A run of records
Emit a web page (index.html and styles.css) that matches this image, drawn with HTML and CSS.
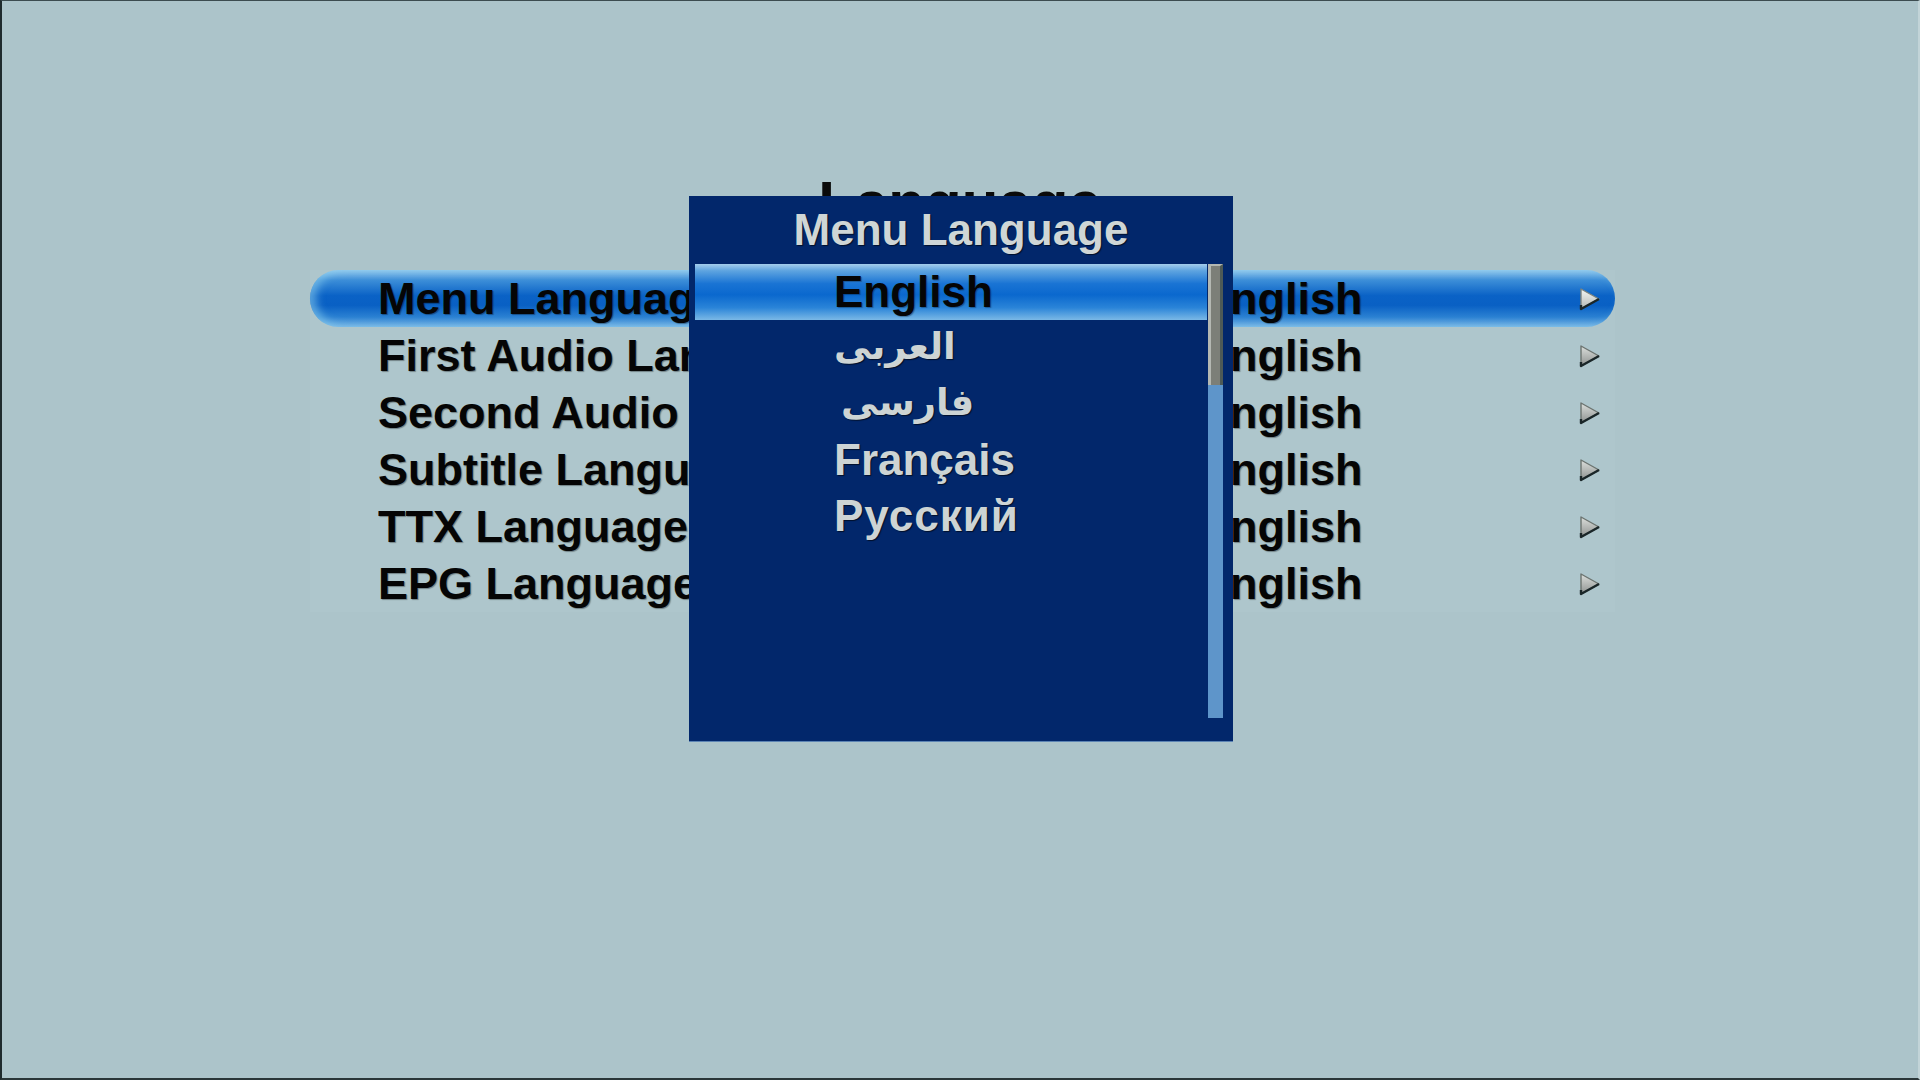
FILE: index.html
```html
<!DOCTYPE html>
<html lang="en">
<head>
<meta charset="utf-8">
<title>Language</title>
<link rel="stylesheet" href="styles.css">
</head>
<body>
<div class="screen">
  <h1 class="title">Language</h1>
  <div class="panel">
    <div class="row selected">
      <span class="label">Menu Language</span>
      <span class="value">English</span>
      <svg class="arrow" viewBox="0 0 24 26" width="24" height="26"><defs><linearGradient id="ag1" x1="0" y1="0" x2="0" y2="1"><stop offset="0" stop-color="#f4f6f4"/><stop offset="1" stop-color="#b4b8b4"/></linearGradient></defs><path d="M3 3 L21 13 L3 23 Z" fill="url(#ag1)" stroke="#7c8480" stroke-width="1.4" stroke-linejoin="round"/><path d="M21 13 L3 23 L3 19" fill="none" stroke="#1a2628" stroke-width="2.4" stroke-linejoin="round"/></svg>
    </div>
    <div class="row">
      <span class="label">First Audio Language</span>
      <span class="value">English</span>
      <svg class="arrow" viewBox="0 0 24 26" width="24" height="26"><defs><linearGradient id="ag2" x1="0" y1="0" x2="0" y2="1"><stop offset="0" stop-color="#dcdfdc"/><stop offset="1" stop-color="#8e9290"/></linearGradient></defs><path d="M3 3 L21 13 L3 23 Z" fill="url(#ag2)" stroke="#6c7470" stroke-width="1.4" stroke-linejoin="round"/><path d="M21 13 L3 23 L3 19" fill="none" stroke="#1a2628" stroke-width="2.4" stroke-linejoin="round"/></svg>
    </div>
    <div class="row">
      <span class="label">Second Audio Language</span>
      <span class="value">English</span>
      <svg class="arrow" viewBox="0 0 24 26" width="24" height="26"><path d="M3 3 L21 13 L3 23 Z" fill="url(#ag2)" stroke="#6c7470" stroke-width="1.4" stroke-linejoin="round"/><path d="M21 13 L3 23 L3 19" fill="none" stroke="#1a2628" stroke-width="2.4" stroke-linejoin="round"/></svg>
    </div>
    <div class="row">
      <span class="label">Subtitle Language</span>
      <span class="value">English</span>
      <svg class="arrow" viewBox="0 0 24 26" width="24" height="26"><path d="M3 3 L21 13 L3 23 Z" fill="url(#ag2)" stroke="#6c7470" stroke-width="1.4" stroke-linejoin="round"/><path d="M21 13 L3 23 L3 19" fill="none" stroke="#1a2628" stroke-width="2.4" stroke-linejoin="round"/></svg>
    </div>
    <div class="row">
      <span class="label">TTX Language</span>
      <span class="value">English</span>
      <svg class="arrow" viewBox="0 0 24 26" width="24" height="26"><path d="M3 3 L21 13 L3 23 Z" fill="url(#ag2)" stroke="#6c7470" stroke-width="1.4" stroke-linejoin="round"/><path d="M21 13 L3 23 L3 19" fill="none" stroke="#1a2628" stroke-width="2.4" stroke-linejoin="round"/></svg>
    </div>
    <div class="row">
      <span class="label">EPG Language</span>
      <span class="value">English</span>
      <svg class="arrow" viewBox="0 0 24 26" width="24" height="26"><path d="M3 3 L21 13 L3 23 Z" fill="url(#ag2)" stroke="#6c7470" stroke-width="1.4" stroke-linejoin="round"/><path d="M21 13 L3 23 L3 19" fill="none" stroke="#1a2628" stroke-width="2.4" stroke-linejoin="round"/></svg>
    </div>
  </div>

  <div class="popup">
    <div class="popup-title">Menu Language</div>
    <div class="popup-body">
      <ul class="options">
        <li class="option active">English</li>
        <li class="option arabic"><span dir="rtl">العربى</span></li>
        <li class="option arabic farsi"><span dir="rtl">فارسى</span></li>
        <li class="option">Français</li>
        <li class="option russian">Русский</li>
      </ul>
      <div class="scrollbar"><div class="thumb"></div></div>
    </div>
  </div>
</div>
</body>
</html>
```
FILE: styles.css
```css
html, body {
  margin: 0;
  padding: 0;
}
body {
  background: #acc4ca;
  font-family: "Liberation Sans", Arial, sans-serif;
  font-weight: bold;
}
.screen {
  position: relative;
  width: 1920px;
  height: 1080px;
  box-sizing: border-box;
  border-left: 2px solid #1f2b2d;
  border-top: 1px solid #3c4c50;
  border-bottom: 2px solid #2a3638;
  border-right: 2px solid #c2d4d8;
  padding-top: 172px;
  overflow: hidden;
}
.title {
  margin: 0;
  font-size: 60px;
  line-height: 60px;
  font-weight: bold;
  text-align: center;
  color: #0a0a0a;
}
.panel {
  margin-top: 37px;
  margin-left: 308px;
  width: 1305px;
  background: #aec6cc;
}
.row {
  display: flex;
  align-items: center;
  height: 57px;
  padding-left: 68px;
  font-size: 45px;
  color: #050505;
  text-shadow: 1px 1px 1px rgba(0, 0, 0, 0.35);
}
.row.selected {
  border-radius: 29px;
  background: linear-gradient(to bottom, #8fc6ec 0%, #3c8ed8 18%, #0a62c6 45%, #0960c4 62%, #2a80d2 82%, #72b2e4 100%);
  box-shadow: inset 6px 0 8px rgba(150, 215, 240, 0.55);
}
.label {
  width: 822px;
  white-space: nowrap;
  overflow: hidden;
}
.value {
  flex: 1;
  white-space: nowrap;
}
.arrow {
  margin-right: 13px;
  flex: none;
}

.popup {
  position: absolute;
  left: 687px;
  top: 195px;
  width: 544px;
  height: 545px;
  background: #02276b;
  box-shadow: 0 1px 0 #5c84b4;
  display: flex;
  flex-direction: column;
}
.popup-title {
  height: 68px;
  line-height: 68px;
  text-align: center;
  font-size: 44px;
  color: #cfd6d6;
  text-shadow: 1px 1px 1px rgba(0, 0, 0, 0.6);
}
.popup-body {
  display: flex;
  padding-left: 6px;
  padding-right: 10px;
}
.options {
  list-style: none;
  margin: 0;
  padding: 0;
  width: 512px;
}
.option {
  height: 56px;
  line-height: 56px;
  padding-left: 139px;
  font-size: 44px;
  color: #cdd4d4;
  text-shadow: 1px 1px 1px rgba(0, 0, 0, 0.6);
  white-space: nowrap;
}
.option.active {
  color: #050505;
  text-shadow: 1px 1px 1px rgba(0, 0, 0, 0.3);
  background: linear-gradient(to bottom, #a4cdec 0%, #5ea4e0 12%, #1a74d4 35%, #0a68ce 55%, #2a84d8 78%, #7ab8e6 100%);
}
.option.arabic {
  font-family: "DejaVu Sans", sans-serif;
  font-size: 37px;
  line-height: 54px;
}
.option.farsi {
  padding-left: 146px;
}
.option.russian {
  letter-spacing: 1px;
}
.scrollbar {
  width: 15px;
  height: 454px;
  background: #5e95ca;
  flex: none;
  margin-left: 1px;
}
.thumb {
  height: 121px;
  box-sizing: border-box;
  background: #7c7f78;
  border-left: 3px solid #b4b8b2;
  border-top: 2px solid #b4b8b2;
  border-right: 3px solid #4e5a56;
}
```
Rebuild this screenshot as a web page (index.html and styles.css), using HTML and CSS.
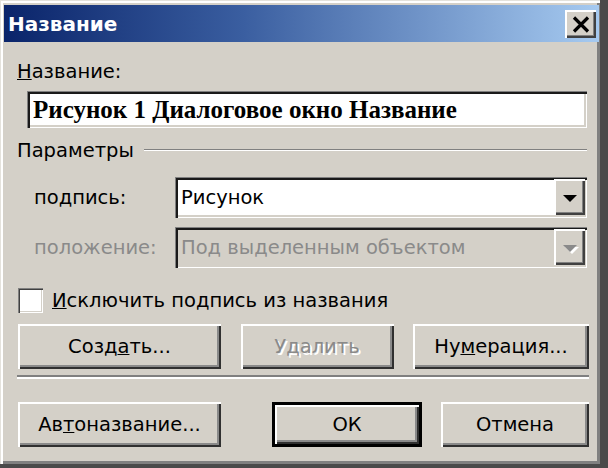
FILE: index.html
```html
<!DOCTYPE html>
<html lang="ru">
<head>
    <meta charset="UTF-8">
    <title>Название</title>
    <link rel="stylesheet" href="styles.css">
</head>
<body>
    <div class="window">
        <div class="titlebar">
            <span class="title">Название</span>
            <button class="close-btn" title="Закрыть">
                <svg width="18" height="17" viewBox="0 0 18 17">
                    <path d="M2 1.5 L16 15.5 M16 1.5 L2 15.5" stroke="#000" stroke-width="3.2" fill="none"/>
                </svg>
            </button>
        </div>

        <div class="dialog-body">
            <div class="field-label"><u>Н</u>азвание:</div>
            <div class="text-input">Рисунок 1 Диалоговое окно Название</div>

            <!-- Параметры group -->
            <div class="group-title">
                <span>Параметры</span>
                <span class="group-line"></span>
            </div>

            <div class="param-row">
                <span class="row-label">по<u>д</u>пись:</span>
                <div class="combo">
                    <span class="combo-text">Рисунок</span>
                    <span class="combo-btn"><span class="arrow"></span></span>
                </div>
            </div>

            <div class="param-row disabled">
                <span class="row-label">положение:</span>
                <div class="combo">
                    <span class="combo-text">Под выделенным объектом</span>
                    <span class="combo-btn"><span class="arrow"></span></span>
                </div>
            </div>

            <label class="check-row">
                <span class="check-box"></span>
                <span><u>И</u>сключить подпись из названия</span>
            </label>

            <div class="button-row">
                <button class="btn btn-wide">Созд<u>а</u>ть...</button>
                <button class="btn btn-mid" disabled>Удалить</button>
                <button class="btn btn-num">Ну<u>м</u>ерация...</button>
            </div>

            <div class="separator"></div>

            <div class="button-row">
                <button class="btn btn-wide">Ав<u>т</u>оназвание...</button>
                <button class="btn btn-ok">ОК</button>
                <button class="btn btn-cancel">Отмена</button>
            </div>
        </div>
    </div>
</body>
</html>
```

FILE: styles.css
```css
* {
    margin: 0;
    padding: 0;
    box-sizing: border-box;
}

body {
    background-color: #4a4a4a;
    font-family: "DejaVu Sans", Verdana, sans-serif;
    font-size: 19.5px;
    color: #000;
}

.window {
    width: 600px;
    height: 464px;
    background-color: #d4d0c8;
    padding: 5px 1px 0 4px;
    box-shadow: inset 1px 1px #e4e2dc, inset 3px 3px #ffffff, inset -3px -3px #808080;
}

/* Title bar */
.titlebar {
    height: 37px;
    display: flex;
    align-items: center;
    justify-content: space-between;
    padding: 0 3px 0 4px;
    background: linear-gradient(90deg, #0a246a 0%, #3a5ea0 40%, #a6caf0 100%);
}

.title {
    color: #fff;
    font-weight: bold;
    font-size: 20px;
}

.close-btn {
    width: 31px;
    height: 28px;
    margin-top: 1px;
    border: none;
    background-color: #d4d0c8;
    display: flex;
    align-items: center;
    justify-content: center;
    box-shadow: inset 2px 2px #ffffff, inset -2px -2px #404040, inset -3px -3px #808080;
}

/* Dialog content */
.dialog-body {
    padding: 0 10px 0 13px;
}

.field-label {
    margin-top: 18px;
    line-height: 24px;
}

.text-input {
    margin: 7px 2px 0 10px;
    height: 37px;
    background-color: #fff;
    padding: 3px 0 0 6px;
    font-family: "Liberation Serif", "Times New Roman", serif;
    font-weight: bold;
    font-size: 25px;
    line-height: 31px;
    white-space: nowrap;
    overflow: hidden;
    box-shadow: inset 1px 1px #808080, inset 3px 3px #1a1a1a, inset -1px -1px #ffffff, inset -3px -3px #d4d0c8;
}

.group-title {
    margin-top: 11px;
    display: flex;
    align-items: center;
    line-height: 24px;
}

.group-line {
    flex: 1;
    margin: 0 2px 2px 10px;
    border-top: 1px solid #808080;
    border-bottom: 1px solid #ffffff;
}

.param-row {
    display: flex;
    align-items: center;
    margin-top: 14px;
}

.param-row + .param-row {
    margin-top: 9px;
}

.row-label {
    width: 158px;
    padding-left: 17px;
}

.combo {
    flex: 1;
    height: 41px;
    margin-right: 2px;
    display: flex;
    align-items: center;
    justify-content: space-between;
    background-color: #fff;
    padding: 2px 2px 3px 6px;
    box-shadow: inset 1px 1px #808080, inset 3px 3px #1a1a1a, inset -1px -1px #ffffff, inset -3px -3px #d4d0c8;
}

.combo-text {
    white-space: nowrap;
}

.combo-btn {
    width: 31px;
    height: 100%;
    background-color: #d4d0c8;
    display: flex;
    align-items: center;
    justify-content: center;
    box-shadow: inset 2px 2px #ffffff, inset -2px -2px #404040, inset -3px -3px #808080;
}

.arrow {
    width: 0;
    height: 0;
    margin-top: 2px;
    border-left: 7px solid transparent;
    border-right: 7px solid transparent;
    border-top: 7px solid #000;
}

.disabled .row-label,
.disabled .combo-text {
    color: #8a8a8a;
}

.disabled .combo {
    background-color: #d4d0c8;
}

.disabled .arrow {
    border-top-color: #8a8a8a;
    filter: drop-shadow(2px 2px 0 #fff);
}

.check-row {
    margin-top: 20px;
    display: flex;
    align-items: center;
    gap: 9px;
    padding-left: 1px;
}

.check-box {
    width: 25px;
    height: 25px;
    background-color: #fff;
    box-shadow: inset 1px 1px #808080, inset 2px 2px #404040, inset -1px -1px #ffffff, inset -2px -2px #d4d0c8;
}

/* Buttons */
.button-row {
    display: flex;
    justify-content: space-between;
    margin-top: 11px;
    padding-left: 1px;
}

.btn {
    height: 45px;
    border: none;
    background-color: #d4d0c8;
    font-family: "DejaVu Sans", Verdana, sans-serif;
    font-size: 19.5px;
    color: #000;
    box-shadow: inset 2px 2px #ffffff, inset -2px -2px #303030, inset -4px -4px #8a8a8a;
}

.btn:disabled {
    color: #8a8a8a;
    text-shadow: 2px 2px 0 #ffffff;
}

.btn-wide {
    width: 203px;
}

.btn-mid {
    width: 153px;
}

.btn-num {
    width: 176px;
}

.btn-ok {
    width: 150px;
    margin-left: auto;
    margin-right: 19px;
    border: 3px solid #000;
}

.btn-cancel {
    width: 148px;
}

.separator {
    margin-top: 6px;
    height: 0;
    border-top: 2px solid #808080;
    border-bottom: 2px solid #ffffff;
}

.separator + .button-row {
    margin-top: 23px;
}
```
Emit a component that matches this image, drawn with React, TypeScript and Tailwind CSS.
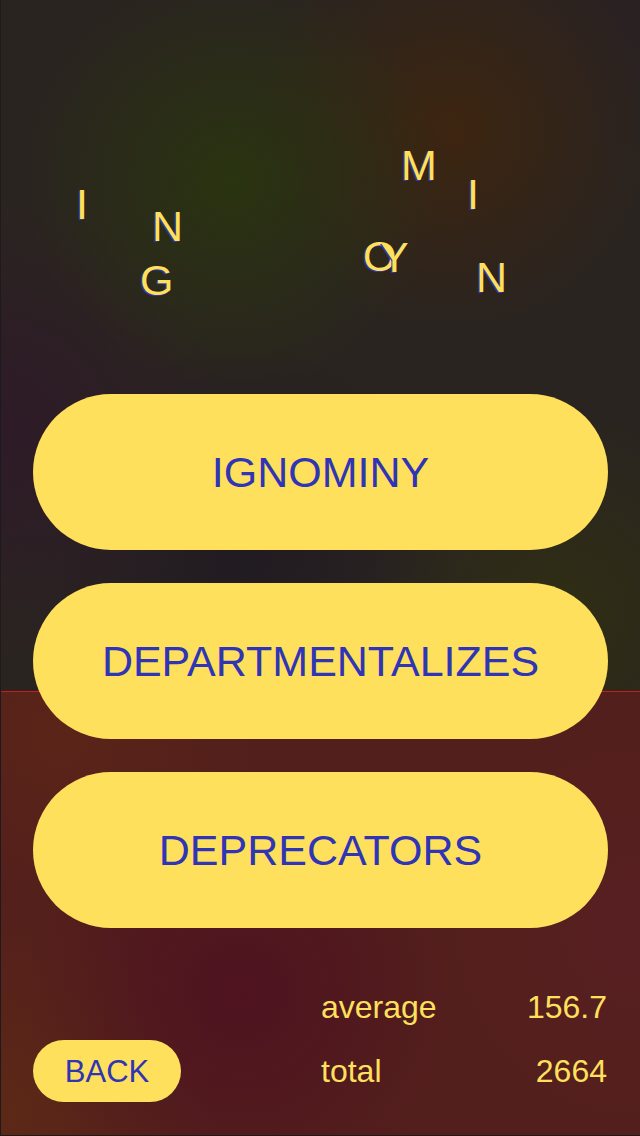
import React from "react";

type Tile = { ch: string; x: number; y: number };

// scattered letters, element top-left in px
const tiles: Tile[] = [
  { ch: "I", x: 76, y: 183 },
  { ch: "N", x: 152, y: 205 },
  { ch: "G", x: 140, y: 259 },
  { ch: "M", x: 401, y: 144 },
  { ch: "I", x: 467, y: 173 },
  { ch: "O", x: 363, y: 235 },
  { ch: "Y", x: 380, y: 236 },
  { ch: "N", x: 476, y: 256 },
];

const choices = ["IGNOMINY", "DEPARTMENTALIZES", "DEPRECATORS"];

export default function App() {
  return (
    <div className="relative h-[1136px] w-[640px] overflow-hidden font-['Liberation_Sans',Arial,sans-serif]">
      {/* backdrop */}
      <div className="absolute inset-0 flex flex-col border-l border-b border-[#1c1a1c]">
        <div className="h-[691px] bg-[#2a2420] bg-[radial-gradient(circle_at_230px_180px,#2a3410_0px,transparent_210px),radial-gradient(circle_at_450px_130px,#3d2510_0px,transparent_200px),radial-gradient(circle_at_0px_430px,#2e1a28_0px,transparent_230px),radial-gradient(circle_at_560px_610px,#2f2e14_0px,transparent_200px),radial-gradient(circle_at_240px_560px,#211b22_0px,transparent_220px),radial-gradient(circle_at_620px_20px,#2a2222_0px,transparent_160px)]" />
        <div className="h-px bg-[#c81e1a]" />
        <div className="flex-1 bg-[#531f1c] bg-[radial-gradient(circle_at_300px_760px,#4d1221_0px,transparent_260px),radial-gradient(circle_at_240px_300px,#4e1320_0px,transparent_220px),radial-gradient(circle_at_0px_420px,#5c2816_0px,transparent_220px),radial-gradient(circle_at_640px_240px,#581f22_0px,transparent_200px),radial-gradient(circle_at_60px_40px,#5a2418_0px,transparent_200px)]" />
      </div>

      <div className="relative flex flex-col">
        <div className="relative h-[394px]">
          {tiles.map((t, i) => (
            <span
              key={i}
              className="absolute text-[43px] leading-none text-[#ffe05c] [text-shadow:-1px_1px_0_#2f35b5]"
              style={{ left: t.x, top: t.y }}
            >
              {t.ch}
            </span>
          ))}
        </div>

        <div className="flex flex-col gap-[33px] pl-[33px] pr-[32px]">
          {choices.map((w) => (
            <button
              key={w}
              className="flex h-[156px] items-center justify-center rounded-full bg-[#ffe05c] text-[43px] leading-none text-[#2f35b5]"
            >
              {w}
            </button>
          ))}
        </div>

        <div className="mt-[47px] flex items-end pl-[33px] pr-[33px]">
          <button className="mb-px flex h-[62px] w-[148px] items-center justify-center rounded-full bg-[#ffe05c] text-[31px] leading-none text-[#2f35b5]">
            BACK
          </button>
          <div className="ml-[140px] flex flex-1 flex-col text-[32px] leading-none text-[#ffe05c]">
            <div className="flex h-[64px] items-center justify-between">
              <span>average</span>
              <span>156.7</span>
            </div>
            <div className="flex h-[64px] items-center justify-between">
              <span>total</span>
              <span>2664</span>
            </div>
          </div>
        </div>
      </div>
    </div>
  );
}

*WHAT YOU ARE ASKED TO DO*
List all lines holding the string "page".

*FINISHED TASK*
Emit a web page (index.html and styles.css) that matches this image, drawn with HTML and CSS.
Rebuild this screenshot as a web page (index.html and styles.css), using HTML and CSS.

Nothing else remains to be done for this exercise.